What keeps you going is knowing that there will be another opera, and another, then symphonic work. Jazz gigs with world-class musicians, pop concerts with world stars such as Cilla Black, Robin Gibb, Bob Hope, Lulu and Des O’Connor. Friendships with stars including John Rowles and Kiri Te Kanawa, who most people never have a chance to even speak to. I would gain experience, maturity and training as time went on. I’d got this far, so I must have enough confidence to believe that will happen, and it did.  

1958: Radio dance bands 

One Sunday afternoon while travelling home in a taxi from one of these rehearsals, I asked [saxophonist] Bernie Allen what young guys like us had to do to ever get into the radio dance band. “Oh,” scoffed Bernie, “Blokes like us don’t get in there till some bugger dies!”

The radio dance band played a live broadcast from the 1ZB radio theatre from 7pm to 7.30pm every Saturday night, and a studio broadcast every Tuesday night. This was the top band job in Auckland, and to become a regular member of the band put you clearly in the top ranks in Auckland, and opened many other doors.
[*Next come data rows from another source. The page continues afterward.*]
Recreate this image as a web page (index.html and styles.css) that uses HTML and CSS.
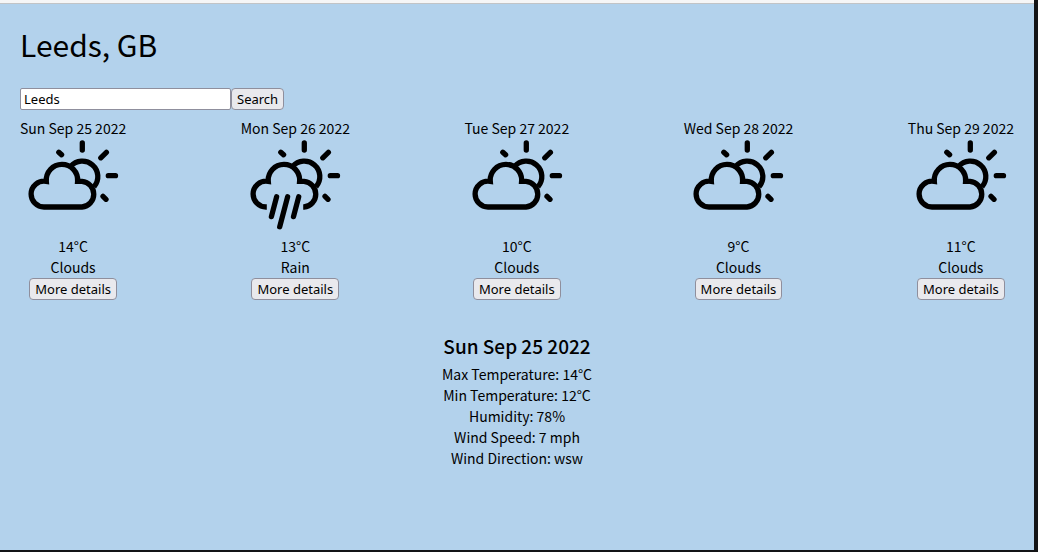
FILE: index.html
```html
<!DOCTYPE html>
<html lang="en">
<head>
<meta charset="utf-8">
<meta name="viewport" content="width=device-width, initial-scale=1">
<title>Weather forecast</title>
<link rel="stylesheet" href="styles.css">
</head>
<body>
<svg class="symbols" aria-hidden="true">
  <g id="sun">
    <path class="line" d="M42.6 25.4A15.5 15.5 0 0 1 66 45.8"/>
    <path class="line round" d="M54.3 1.9V9M72.8 16.8L78.4 11.4M80.3 34.7H87.5M75 55.4L78 58.3M30.8 11.2L33.6 13.8"/>
  </g>
  <symbol id="clouds" class="symbol" viewBox="0 0 90 90">
    <use href="#sun"/>
    <path class="line" d="M16 66H54A12.9 12.9 0 0 0 54 40.3H49.6A15.7 15.7 0 1 0 18.3 40.4A12.9 12.9 0 0 0 3.1 53.1A12.9 12.9 0 0 0 16 66Z"/>
  </symbol>
  <symbol id="rain" class="symbol" viewBox="0 0 90 90">
    <use href="#sun"/>
    <path class="line" d="M16.8 66H16A12.9 12.9 0 0 1 3.1 53.1A12.9 12.9 0 0 1 18.3 40.4A15.7 15.7 0 1 1 49.6 40.3H54A12.9 12.9 0 0 1 54 66H53.2"/>
    <path class="line round" d="M26.6 55.8L21.4 75.6M37.6 55.8L29.7 85.8M48.7 55.8L43.5 75.6"/>
  </symbol>
</svg>
<main class="page">
  <h1 class="city">Leeds, GB</h1>
  <form class="search">
    <input class="search-input" type="text" value="Leeds" aria-label="City">
    <button class="button" type="button">Search</button>
  </form>
  <section class="forecast">
    <article class="day">
      <div>Sun Sep 25 2022</div>
      <svg class="icon" role="img" aria-label="Clouds"><use href="#clouds"/></svg>
      <div>14°C</div>
      <div>Clouds</div>
      <button class="button" type="button">More details</button>
    </article>
    <article class="day">
      <div>Mon Sep 26 2022</div>
      <svg class="icon" role="img" aria-label="Rain"><use href="#rain"/></svg>
      <div>13°C</div>
      <div>Rain</div>
      <button class="button" type="button">More details</button>
    </article>
    <article class="day">
      <div>Tue Sep 27 2022</div>
      <svg class="icon" role="img" aria-label="Clouds"><use href="#clouds"/></svg>
      <div>10°C</div>
      <div>Clouds</div>
      <button class="button" type="button">More details</button>
    </article>
    <article class="day">
      <div>Wed Sep 28 2022</div>
      <svg class="icon" role="img" aria-label="Clouds"><use href="#clouds"/></svg>
      <div>9°C</div>
      <div>Clouds</div>
      <button class="button" type="button">More details</button>
    </article>
    <article class="day">
      <div>Thu Sep 29 2022</div>
      <svg class="icon" role="img" aria-label="Clouds"><use href="#clouds"/></svg>
      <div>11°C</div>
      <div>Clouds</div>
      <button class="button" type="button">More details</button>
    </article>
  </section>
  <section class="details">
    <h2 class="details-title">Sun Sep 25 2022</h2>
    <div>Max Temperature: 14°C</div>
    <div>Min Temperature: 12°C</div>
    <div>Humidity: 78%</div>
    <div>Wind Speed: 7 mph</div>
    <div>Wind Direction: wsw</div>
  </section>
</main>
</body>
</html>
```
FILE: styles.css
```css
* { box-sizing: border-box; }

html {
  padding: 0 4px 2px 0;
  background: #131416;
}

body {
  margin: 0;
  min-height: calc(100vh - 2px);
  display: flex;
  flex-direction: column;
  background: #b3d2ec;
  border-top: 3px solid #f6f6f6;
  color: #000;
  font-family: "Noto Sans CJK SC", "Noto Sans", sans-serif;
  font-size: 14px;
  line-height: 21px;
}

.symbols { position: absolute; width: 0; height: 0; }

.symbol { overflow: visible; }

.line {
  fill: none;
  stroke: #000;
  stroke-width: 5.3;
}

.round { stroke-linecap: round; }

.page {
  flex: 1;
  padding: 18px 20px 20px;
  border-top: 1px solid #c2c4c6;
}

.city {
  margin: 0 0 22px;
  font-size: 30px;
  font-weight: 400;
  line-height: 44px;
}

.search { display: flex; }

.search-input,
.button {
  height: 22px;
  border: 1px solid #8f8f9d;
  color: #000;
  font-family: "Noto Sans", sans-serif;
  font-size: 13px;
  line-height: 18px;
}

.search-input {
  width: 211px;
  padding: 0 3px;
  border-radius: 2px;
  background: #fff;
}

.button {
  padding: 0 5px;
  border-radius: 4px;
  background: #e9e9ed;
}

.forecast {
  display: flex;
  justify-content: space-between;
  margin-top: 8px;
}

.day {
  display: flex;
  flex-direction: column;
  align-items: center;
}

.icon {
  width: 90px;
  height: 90px;
  margin: 2px 0 5px;
  overflow: visible;
}

.details {
  margin-top: 32px;
  text-align: center;
}

.details-title {
  margin: 0 0 4px;
  font-size: 19px;
  font-weight: 500;
  line-height: 28px;
}
```
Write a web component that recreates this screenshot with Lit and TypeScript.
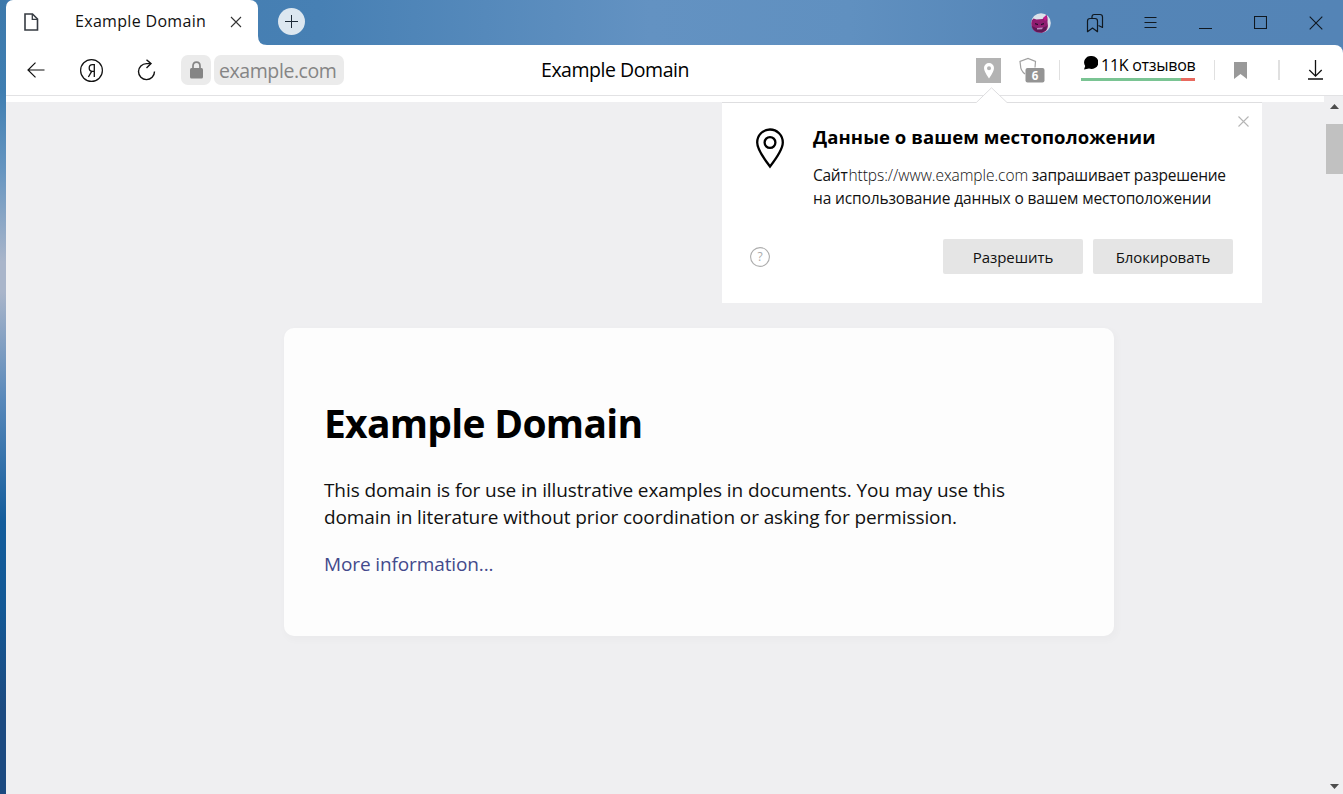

It was currently led by Crombie Murdoch, a brilliant if slightly eccentric pianist and arranger who as it happened lived just round the corner from my porch. 

The next morning I got a call from Bernie, who, sounding rather incredulous, advised he had a call from Crombie, who said he had a bit of tiff the day before, and precisely while we were having our taxi discussion he had sacked the trombonists Neil Dunningham and Merv Thomas and the sax player Bart Stokes. Would Bernie like to start next Thursday rehearsal? And who was his lead trombone player in the rehearsal band, could Bernie contact him and invite him too?

It seems the “misunderstanding” arose because trombonists always carry a small water pistol to wet the slide. When I started on the instrument, you used Ponds Cold Cream – a very fine film of this cream was spread on the inner slide, and then sprayed with water to give a sort of “water ball bearings on Ponds”. This required you to always have your water sprayer with you. In Crombie’s band a small war had started by way of the trombones – always accidentally of course – spraying the musicians in the next section.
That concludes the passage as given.